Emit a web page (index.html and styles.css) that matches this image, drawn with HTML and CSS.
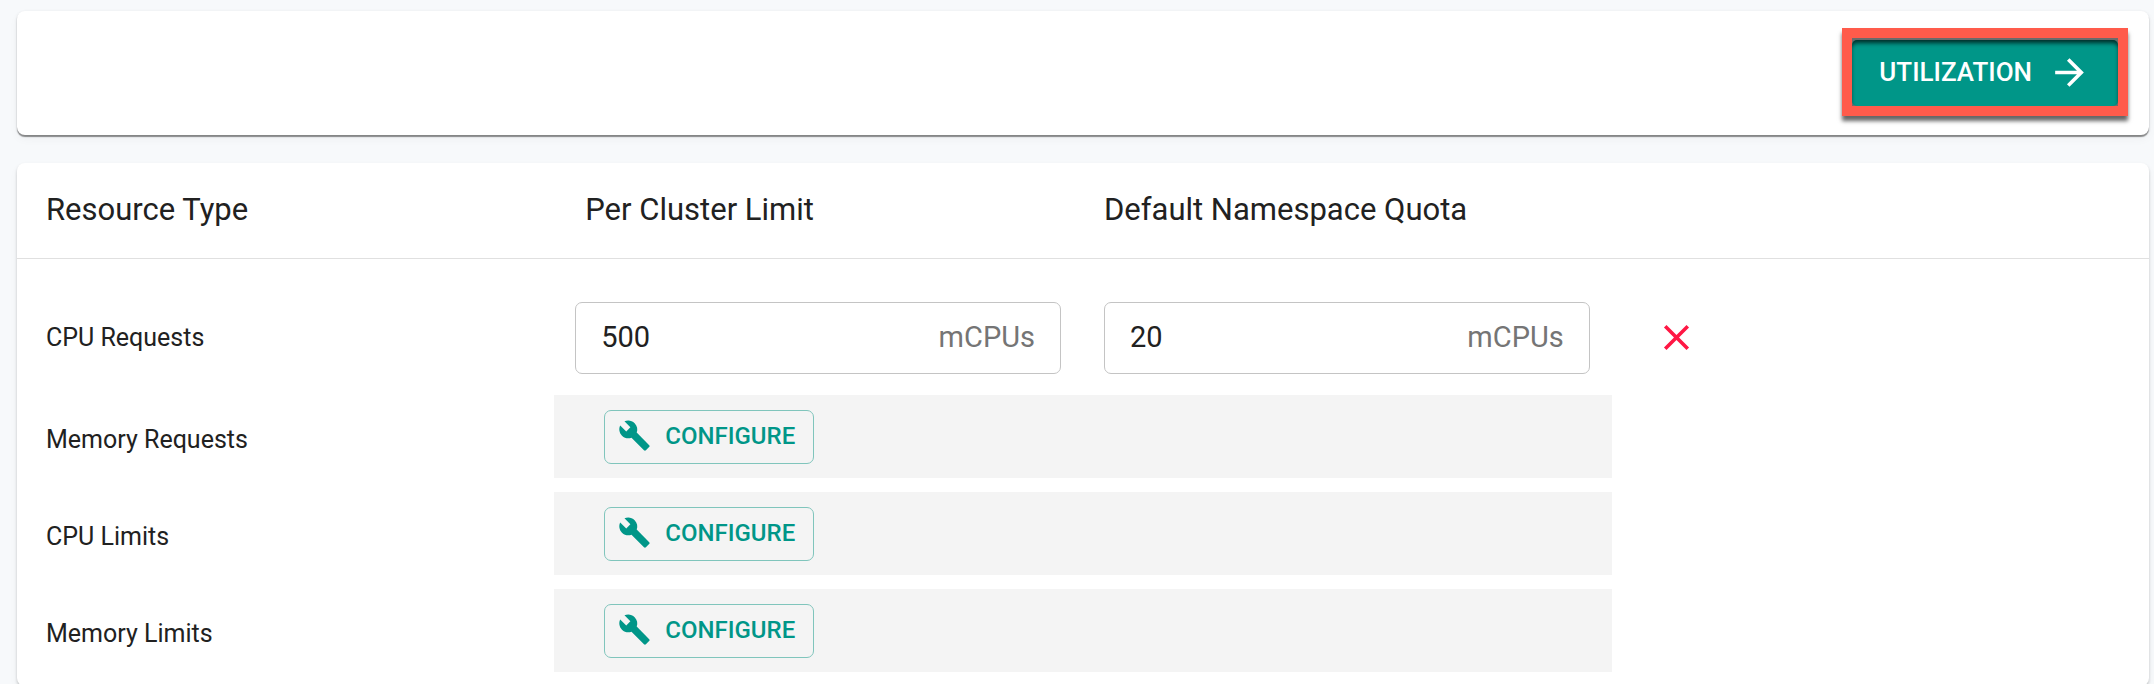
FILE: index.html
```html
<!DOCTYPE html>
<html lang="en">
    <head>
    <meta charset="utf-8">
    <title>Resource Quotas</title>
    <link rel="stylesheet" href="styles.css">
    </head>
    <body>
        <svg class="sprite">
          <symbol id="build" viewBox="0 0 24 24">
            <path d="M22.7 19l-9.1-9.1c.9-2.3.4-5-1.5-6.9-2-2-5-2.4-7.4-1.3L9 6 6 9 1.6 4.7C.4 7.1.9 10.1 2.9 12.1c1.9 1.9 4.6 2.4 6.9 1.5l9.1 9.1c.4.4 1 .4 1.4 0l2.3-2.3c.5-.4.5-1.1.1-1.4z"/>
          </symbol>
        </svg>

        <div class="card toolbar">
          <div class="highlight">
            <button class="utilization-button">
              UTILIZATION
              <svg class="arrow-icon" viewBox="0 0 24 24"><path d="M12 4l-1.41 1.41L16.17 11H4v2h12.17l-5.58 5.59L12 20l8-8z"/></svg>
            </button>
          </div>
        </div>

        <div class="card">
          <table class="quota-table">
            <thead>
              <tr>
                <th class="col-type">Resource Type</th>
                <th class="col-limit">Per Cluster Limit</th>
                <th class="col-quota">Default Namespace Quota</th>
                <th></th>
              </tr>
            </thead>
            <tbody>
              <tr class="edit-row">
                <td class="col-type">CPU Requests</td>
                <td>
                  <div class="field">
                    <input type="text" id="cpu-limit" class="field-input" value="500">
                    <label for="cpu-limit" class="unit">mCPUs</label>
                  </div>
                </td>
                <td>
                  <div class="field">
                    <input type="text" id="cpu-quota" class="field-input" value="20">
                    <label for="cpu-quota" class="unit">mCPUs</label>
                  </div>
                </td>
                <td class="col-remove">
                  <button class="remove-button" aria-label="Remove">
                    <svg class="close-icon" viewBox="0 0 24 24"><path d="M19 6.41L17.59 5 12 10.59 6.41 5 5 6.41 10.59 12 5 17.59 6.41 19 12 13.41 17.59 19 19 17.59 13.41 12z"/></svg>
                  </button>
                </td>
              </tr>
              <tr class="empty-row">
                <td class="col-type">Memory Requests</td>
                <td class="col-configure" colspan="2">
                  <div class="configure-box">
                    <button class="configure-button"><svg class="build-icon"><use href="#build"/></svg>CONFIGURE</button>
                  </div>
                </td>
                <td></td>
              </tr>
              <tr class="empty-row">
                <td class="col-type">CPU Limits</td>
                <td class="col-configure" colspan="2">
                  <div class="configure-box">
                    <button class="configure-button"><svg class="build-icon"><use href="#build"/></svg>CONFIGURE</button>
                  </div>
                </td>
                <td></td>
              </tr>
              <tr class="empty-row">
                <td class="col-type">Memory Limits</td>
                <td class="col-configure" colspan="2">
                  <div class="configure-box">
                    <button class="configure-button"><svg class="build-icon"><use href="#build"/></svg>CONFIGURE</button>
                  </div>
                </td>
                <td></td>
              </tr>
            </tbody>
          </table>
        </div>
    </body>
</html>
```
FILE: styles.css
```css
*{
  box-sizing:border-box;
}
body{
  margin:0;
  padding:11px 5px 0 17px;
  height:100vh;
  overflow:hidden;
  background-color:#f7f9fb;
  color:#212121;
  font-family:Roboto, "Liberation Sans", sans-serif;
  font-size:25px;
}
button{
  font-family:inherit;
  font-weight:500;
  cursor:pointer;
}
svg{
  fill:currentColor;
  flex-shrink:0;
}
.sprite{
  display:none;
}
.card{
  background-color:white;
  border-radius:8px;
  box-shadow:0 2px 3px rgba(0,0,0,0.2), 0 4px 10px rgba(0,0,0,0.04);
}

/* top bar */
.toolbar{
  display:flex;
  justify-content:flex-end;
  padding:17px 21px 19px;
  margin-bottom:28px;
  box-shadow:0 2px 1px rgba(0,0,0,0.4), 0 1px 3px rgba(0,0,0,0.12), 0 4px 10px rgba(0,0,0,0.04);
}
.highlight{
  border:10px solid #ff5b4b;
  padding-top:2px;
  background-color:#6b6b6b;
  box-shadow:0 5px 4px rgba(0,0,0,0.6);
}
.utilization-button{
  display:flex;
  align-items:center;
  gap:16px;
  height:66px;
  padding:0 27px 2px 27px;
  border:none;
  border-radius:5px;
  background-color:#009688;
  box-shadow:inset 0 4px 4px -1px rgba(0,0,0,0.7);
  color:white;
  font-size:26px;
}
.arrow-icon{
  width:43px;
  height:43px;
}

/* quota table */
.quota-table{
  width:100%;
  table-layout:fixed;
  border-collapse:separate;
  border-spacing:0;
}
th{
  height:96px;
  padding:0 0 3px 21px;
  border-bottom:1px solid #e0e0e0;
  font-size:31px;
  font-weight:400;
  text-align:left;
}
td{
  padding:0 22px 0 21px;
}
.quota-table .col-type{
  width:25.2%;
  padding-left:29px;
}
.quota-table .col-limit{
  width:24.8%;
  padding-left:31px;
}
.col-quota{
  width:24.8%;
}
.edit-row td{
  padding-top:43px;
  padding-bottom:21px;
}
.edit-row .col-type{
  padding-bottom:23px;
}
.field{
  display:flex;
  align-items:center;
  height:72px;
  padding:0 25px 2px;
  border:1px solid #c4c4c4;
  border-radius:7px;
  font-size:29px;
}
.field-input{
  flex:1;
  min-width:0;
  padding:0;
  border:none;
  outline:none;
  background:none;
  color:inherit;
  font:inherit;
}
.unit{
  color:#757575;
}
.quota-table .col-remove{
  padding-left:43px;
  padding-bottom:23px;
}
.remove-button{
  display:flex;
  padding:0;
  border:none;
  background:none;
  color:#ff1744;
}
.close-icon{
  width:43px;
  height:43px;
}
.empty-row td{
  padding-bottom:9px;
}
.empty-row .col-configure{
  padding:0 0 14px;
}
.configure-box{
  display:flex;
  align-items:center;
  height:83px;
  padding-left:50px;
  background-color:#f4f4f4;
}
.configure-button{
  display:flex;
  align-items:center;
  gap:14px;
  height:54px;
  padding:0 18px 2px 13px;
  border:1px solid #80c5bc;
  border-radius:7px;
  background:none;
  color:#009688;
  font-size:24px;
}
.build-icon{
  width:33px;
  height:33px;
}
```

▸ **Work to do**:
Return the listing above in full and without alteration, excluding its pictures.

▸ **Exercise result**:
Emit a web page (index.html and styles.css) that matches this image, drawn with HTML and CSS.
FILE: index.html
```html
<!DOCTYPE html>
<html lang="en">
    <head>
    <meta charset="utf-8">
    <title>Resource Quotas</title>
    <link rel="stylesheet" href="styles.css">
    </head>
    <body>
        <svg class="sprite">
          <symbol id="build" viewBox="0 0 24 24">
            <path d="M22.7 19l-9.1-9.1c.9-2.3.4-5-1.5-6.9-2-2-5-2.4-7.4-1.3L9 6 6 9 1.6 4.7C.4 7.1.9 10.1 2.9 12.1c1.9 1.9 4.6 2.4 6.9 1.5l9.1 9.1c.4.4 1 .4 1.4 0l2.3-2.3c.5-.4.5-1.1.1-1.4z"/>
          </symbol>
        </svg>

        <div class="card toolbar">
          <div class="highlight">
            <button class="utilization-button">
              UTILIZATION
              <svg class="arrow-icon" viewBox="0 0 24 24"><path d="M12 4l-1.41 1.41L16.17 11H4v2h12.17l-5.58 5.59L12 20l8-8z"/></svg>
            </button>
          </div>
        </div>

        <div class="card">
          <table class="quota-table">
            <thead>
              <tr>
                <th class="col-type">Resource Type</th>
                <th class="col-limit">Per Cluster Limit</th>
                <th class="col-quota">Default Namespace Quota</th>
                <th></th>
              </tr>
            </thead>
            <tbody>
              <tr class="edit-row">
                <td class="col-type">CPU Requests</td>
                <td>
                  <div class="field">
                    <input type="text" id="cpu-limit" class="field-input" value="500">
                    <label for="cpu-limit" class="unit">mCPUs</label>
                  </div>
                </td>
                <td>
                  <div class="field">
                    <input type="text" id="cpu-quota" class="field-input" value="20">
                    <label for="cpu-quota" class="unit">mCPUs</label>
                  </div>
                </td>
                <td class="col-remove">
                  <button class="remove-button" aria-label="Remove">
                    <svg class="close-icon" viewBox="0 0 24 24"><path d="M19 6.41L17.59 5 12 10.59 6.41 5 5 6.41 10.59 12 5 17.59 6.41 19 12 13.41 17.59 19 19 17.59 13.41 12z"/></svg>
                  </button>
                </td>
              </tr>
              <tr class="empty-row">
                <td class="col-type">Memory Requests</td>
                <td class="col-configure" colspan="2">
                  <div class="configure-box">
                    <button class="configure-button"><svg class="build-icon"><use href="#build"/></svg>CONFIGURE</button>
                  </div>
                </td>
                <td></td>
              </tr>
              <tr class="empty-row">
                <td class="col-type">CPU Limits</td>
                <td class="col-configure" colspan="2">
                  <div class="configure-box">
                    <button class="configure-button"><svg class="build-icon"><use href="#build"/></svg>CONFIGURE</button>
                  </div>
                </td>
                <td></td>
              </tr>
              <tr class="empty-row">
                <td class="col-type">Memory Limits</td>
                <td class="col-configure" colspan="2">
                  <div class="configure-box">
                    <button class="configure-button"><svg class="build-icon"><use href="#build"/></svg>CONFIGURE</button>
                  </div>
                </td>
                <td></td>
              </tr>
            </tbody>
          </table>
        </div>
    </body>
</html>
```
FILE: styles.css
```css
*{
  box-sizing:border-box;
}
body{
  margin:0;
  padding:11px 5px 0 17px;
  height:100vh;
  overflow:hidden;
  background-color:#f7f9fb;
  color:#212121;
  font-family:Roboto, "Liberation Sans", sans-serif;
  font-size:25px;
}
button{
  font-family:inherit;
  font-weight:500;
  cursor:pointer;
}
svg{
  fill:currentColor;
  flex-shrink:0;
}
.sprite{
  display:none;
}
.card{
  background-color:white;
  border-radius:8px;
  box-shadow:0 2px 3px rgba(0,0,0,0.2), 0 4px 10px rgba(0,0,0,0.04);
}

/* top bar */
.toolbar{
  display:flex;
  justify-content:flex-end;
  padding:17px 21px 19px;
  margin-bottom:28px;
  box-shadow:0 2px 1px rgba(0,0,0,0.4), 0 1px 3px rgba(0,0,0,0.12), 0 4px 10px rgba(0,0,0,0.04);
}
.highlight{
  border:10px solid #ff5b4b;
  padding-top:2px;
  background-color:#6b6b6b;
  box-shadow:0 5px 4px rgba(0,0,0,0.6);
}
.utilization-button{
  display:flex;
  align-items:center;
  gap:16px;
  height:66px;
  padding:0 27px 2px 27px;
  border:none;
  border-radius:5px;
  background-color:#009688;
  box-shadow:inset 0 4px 4px -1px rgba(0,0,0,0.7);
  color:white;
  font-size:26px;
}
.arrow-icon{
  width:43px;
  height:43px;
}

/* quota table */
.quota-table{
  width:100%;
  table-layout:fixed;
  border-collapse:separate;
  border-spacing:0;
}
th{
  height:96px;
  padding:0 0 3px 21px;
  border-bottom:1px solid #e0e0e0;
  font-size:31px;
  font-weight:400;
  text-align:left;
}
td{
  padding:0 22px 0 21px;
}
.quota-table .col-type{
  width:25.2%;
  padding-left:29px;
}
.quota-table .col-limit{
  width:24.8%;
  padding-left:31px;
}
.col-quota{
  width:24.8%;
}
.edit-row td{
  padding-top:43px;
  padding-bottom:21px;
}
.edit-row .col-type{
  padding-bottom:23px;
}
.field{
  display:flex;
  align-items:center;
  height:72px;
  padding:0 25px 2px;
  border:1px solid #c4c4c4;
  border-radius:7px;
  font-size:29px;
}
.field-input{
  flex:1;
  min-width:0;
  padding:0;
  border:none;
  outline:none;
  background:none;
  color:inherit;
  font:inherit;
}
.unit{
  color:#757575;
}
.quota-table .col-remove{
  padding-left:43px;
  padding-bottom:23px;
}
.remove-button{
  display:flex;
  padding:0;
  border:none;
  background:none;
  color:#ff1744;
}
.close-icon{
  width:43px;
  height:43px;
}
.empty-row td{
  padding-bottom:9px;
}
.empty-row .col-configure{
  padding:0 0 14px;
}
.configure-box{
  display:flex;
  align-items:center;
  height:83px;
  padding-left:50px;
  background-color:#f4f4f4;
}
.configure-button{
  display:flex;
  align-items:center;
  gap:14px;
  height:54px;
  padding:0 18px 2px 13px;
  border:1px solid #80c5bc;
  border-radius:7px;
  background:none;
  color:#009688;
  font-size:24px;
}
.build-icon{
  width:33px;
  height:33px;
}
```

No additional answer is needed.